▸ Work to complete
Output every line of the material exactly, omitting images.

▸ Data extract
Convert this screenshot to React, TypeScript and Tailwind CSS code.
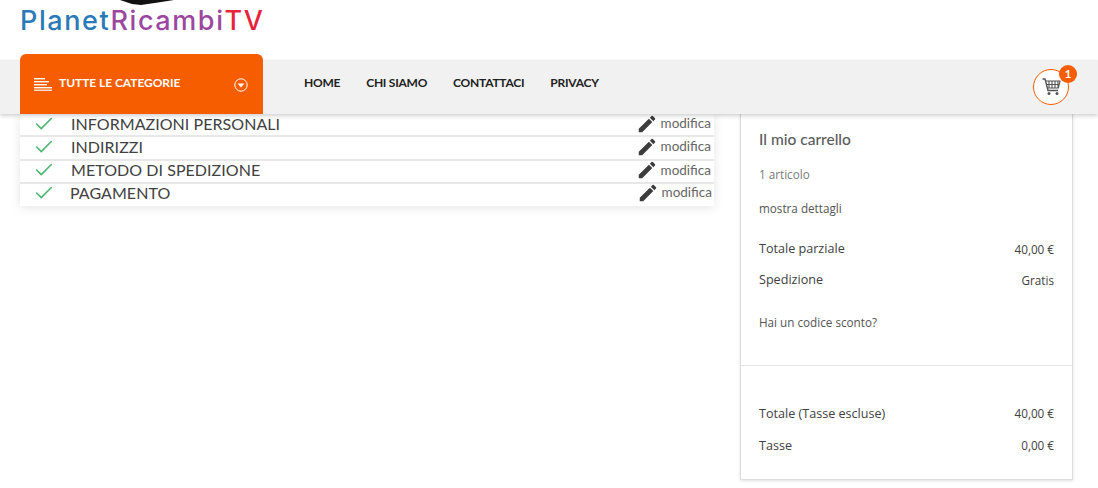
import { Check } from 'lucide-react';
import { MdEdit } from 'react-icons/md';

const steps = [
  { label: 'INFORMAZIONI PERSONALI', shift: false },
  { label: 'INDIRIZZI', shift: false },
  { label: 'METODO DI SPEDIZIONE', shift: false },
  { label: 'PAGAMENTO', shift: true },
];

const navLinks = ['HOME', 'CHI SIAMO', 'CONTATTACI', 'PRIVACY'];

function Row({ left, right, className }: { left: string; right: string; className?: string }) {
  return (
    <div className={`flex items-center justify-between text-[#414141] ${className ?? ''}`}>
      <span className="text-[12.6px]">{left}</span>
      <span className="text-[11.7px]">{right}</span>
    </div>
  );
}

export default function App() {
  return (
    <div className="h-[488px] w-[1098px] overflow-hidden bg-white font-['Open_Sans',sans-serif]">
      <header className="h-[60px] pl-5">
        <div className="relative w-[244px] pt-[6px]">
          <svg className="absolute left-[100px] top-0" width="54" height="6" viewBox="0 0 54 6">
            <path d="M0 0H54L38 2.5 21 5 12 4Z" fill="#111" />
          </svg>
          <div className="font-['Inter',sans-serif] text-[27px] font-medium leading-[30px] tracking-[1.6px] whitespace-nowrap">
            <span className="text-[#2a7ab8]">Planet</span>
            <span className="text-[#9b479f]">Ricambi</span>
            <span className="text-[#e8243c]">TV</span>
          </div>
        </div>
      </header>

      <nav className="relative z-10 flex h-[54px] items-start bg-[#f1f1f1] pl-5 pr-[29px] shadow-[0_2px_4px_rgba(0,0,0,0.18)] font-['Lato',sans-serif]">
        <div className="-mt-[6px] flex h-[60px] w-[243px] items-center rounded-t-[6px] bg-[#f65c00] pl-[14px] pr-[15px] text-white">
          <svg width="18" height="13" viewBox="0 0 18 13" fill="white">
            <rect x="0" y="0" width="11" height="1.4" />
            <rect x="0" y="3" width="15" height="1.4" />
            <rect x="0" y="6" width="13" height="1.4" />
            <rect x="0" y="9" width="18" height="1.4" />
            <rect x="0" y="11.6" width="18" height="1.2" />
          </svg>
          <span className="ml-[7px] -mt-[2px] text-[12px] font-bold tracking-[-0.05px]">TUTTE LE CATEGORIE</span>
          <svg className="ml-auto mt-[2px]" width="14" height="14" viewBox="0 0 14 14">
            <circle cx="7" cy="7" r="6.2" fill="none" stroke="white" strokeWidth="1" />
            <path d="M3.6 5.6H10.4L7 9.4Z" fill="white" />
          </svg>
        </div>

        <ul className="ml-[41px] -mt-[4px] flex h-full items-center gap-[26px] text-[12px] font-bold tracking-[-0.25px] text-[#222]">
          {navLinks.map((link) => (
            <li key={link}>{link}</li>
          ))}
        </ul>

        <div className="relative ml-auto mt-[9px] flex h-[36px] w-[36px] items-center justify-center rounded-full border border-[#f65c00] bg-white">
          <svg width="19" height="18" viewBox="0 0 19 18" fill="none" stroke="#555">
            <path d="M0.5 1H3L6 12.5H16" strokeWidth="1.4" />
            <path d="M3.6 3H18L16.4 10H5.4M7 3V10M10 3V10M13 3V10M16 3V10M4.4 6.5H17.2" strokeWidth="1.1" />
            <circle cx="7" cy="15.5" r="1.5" fill="#555" stroke="none" />
            <circle cx="15" cy="15.5" r="1.5" fill="#555" stroke="none" />
          </svg>
          <span className="absolute -right-[9px] -top-[5px] flex h-[18px] w-[18px] items-center justify-center rounded-full bg-[#f65c00] text-[12px] font-bold text-white">
            1
          </span>
        </div>
      </nav>

      <main className="flex items-start pl-5">
        <section className="flex w-[694px] flex-col shadow-[0_2px_10px_rgba(0,0,0,0.1)] font-['Lato',sans-serif]">
          {steps.map((step) => (
            <div
              key={step.label}
              className="flex h-[23.3px] items-center border-b-2 border-[#e8e8e8] bg-white pb-[2px] pl-[13px] pr-[3px] text-[#414141] last:h-[22px] last:border-b-0 last:pb-[4px] last:pr-[2px]"
            >
              <Check className="h-[22px] w-[22px] text-[#4cb66d]" strokeWidth={1.7} />
              <span
                className={`text-[16px] leading-none tracking-[0.05px] ${step.shift ? 'ml-[15px]' : 'ml-[16px]'}`}
              >
                {step.label}
              </span>
              <span className="ml-auto flex items-center gap-[3px] text-[13.5px] leading-none text-[#666]">
                <MdEdit className="h-[22px] w-[22px] text-[#3c3c3c]" />
                modifica
              </span>
            </div>
          ))}
        </section>

        <aside className="ml-[26px] h-[366px] w-[333px] border border-t-0 border-[#ddd] bg-white pt-[15px] shadow-[0_1px_3px_rgba(0,0,0,0.12)]">
          <div className="px-[18px]">
            <h2 className="text-[15.5px] font-medium leading-5 text-[#5c5c5c] font-['Lato',sans-serif]">Il mio carrello</h2>
            <p className="mt-[17px] text-[11.7px] leading-4 text-[#7a7a7a]">1 articolo</p>
            <p className="mt-[18px] text-[11.7px] leading-4 text-[#555]">mostra dettagli</p>
            <Row left="Totale parziale" right="40,00 €" className="mt-[24px]" />
            <Row left="Spedizione" right="Gratis" className="mt-[12px]" />
            <p className="mt-[24px] text-[11.7px] leading-4 text-[#555]">Hai un codice sconto?</p>
          </div>
          <div className="mt-[35px] border-t border-[#e4e4e4] px-[18px] pt-[39px]">
            <Row left="Totale (Tasse escluse)" right="40,00 €" />
            <Row left="Tasse" right="0,00 €" className="mt-[13px]" />
          </div>
        </aside>
      </main>
    </div>
  );
}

▸ Response
Convert this screenshot to React, TypeScript and Tailwind CSS code.
import { Check } from 'lucide-react';
import { MdEdit } from 'react-icons/md';

const steps = [
  { label: 'INFORMAZIONI PERSONALI', shift: false },
  { label: 'INDIRIZZI', shift: false },
  { label: 'METODO DI SPEDIZIONE', shift: false },
  { label: 'PAGAMENTO', shift: true },
];

const navLinks = ['HOME', 'CHI SIAMO', 'CONTATTACI', 'PRIVACY'];

function Row({ left, right, className }: { left: string; right: string; className?: string }) {
  return (
    <div className={`flex items-center justify-between text-[#414141] ${className ?? ''}`}>
      <span className="text-[12.6px]">{left}</span>
      <span className="text-[11.7px]">{right}</span>
    </div>
  );
}

export default function App() {
  return (
    <div className="h-[488px] w-[1098px] overflow-hidden bg-white font-['Open_Sans',sans-serif]">
      <header className="h-[60px] pl-5">
        <div className="relative w-[244px] pt-[6px]">
          <svg className="absolute left-[100px] top-0" width="54" height="6" viewBox="0 0 54 6">
            <path d="M0 0H54L38 2.5 21 5 12 4Z" fill="#111" />
          </svg>
          <div className="font-['Inter',sans-serif] text-[27px] font-medium leading-[30px] tracking-[1.6px] whitespace-nowrap">
            <span className="text-[#2a7ab8]">Planet</span>
            <span className="text-[#9b479f]">Ricambi</span>
            <span className="text-[#e8243c]">TV</span>
          </div>
        </div>
      </header>

      <nav className="relative z-10 flex h-[54px] items-start bg-[#f1f1f1] pl-5 pr-[29px] shadow-[0_2px_4px_rgba(0,0,0,0.18)] font-['Lato',sans-serif]">
        <div className="-mt-[6px] flex h-[60px] w-[243px] items-center rounded-t-[6px] bg-[#f65c00] pl-[14px] pr-[15px] text-white">
          <svg width="18" height="13" viewBox="0 0 18 13" fill="white">
            <rect x="0" y="0" width="11" height="1.4" />
            <rect x="0" y="3" width="15" height="1.4" />
            <rect x="0" y="6" width="13" height="1.4" />
            <rect x="0" y="9" width="18" height="1.4" />
            <rect x="0" y="11.6" width="18" height="1.2" />
          </svg>
          <span className="ml-[7px] -mt-[2px] text-[12px] font-bold tracking-[-0.05px]">TUTTE LE CATEGORIE</span>
          <svg className="ml-auto mt-[2px]" width="14" height="14" viewBox="0 0 14 14">
            <circle cx="7" cy="7" r="6.2" fill="none" stroke="white" strokeWidth="1" />
            <path d="M3.6 5.6H10.4L7 9.4Z" fill="white" />
          </svg>
        </div>

        <ul className="ml-[41px] -mt-[4px] flex h-full items-center gap-[26px] text-[12px] font-bold tracking-[-0.25px] text-[#222]">
          {navLinks.map((link) => (
            <li key={link}>{link}</li>
          ))}
        </ul>

        <div className="relative ml-auto mt-[9px] flex h-[36px] w-[36px] items-center justify-center rounded-full border border-[#f65c00] bg-white">
          <svg width="19" height="18" viewBox="0 0 19 18" fill="none" stroke="#555">
            <path d="M0.5 1H3L6 12.5H16" strokeWidth="1.4" />
            <path d="M3.6 3H18L16.4 10H5.4M7 3V10M10 3V10M13 3V10M16 3V10M4.4 6.5H17.2" strokeWidth="1.1" />
            <circle cx="7" cy="15.5" r="1.5" fill="#555" stroke="none" />
            <circle cx="15" cy="15.5" r="1.5" fill="#555" stroke="none" />
          </svg>
          <span className="absolute -right-[9px] -top-[5px] flex h-[18px] w-[18px] items-center justify-center rounded-full bg-[#f65c00] text-[12px] font-bold text-white">
            1
          </span>
        </div>
      </nav>

      <main className="flex items-start pl-5">
        <section className="flex w-[694px] flex-col shadow-[0_2px_10px_rgba(0,0,0,0.1)] font-['Lato',sans-serif]">
          {steps.map((step) => (
            <div
              key={step.label}
              className="flex h-[23.3px] items-center border-b-2 border-[#e8e8e8] bg-white pb-[2px] pl-[13px] pr-[3px] text-[#414141] last:h-[22px] last:border-b-0 last:pb-[4px] last:pr-[2px]"
            >
              <Check className="h-[22px] w-[22px] text-[#4cb66d]" strokeWidth={1.7} />
              <span
                className={`text-[16px] leading-none tracking-[0.05px] ${step.shift ? 'ml-[15px]' : 'ml-[16px]'}`}
              >
                {step.label}
              </span>
              <span className="ml-auto flex items-center gap-[3px] text-[13.5px] leading-none text-[#666]">
                <MdEdit className="h-[22px] w-[22px] text-[#3c3c3c]" />
                modifica
              </span>
            </div>
          ))}
        </section>

        <aside className="ml-[26px] h-[366px] w-[333px] border border-t-0 border-[#ddd] bg-white pt-[15px] shadow-[0_1px_3px_rgba(0,0,0,0.12)]">
          <div className="px-[18px]">
            <h2 className="text-[15.5px] font-medium leading-5 text-[#5c5c5c] font-['Lato',sans-serif]">Il mio carrello</h2>
            <p className="mt-[17px] text-[11.7px] leading-4 text-[#7a7a7a]">1 articolo</p>
            <p className="mt-[18px] text-[11.7px] leading-4 text-[#555]">mostra dettagli</p>
            <Row left="Totale parziale" right="40,00 €" className="mt-[24px]" />
            <Row left="Spedizione" right="Gratis" className="mt-[12px]" />
            <p className="mt-[24px] text-[11.7px] leading-4 text-[#555]">Hai un codice sconto?</p>
          </div>
          <div className="mt-[35px] border-t border-[#e4e4e4] px-[18px] pt-[39px]">
            <Row left="Totale (Tasse escluse)" right="40,00 €" />
            <Row left="Tasse" right="0,00 €" className="mt-[13px]" />
          </div>
        </aside>
      </main>
    </div>
  );
}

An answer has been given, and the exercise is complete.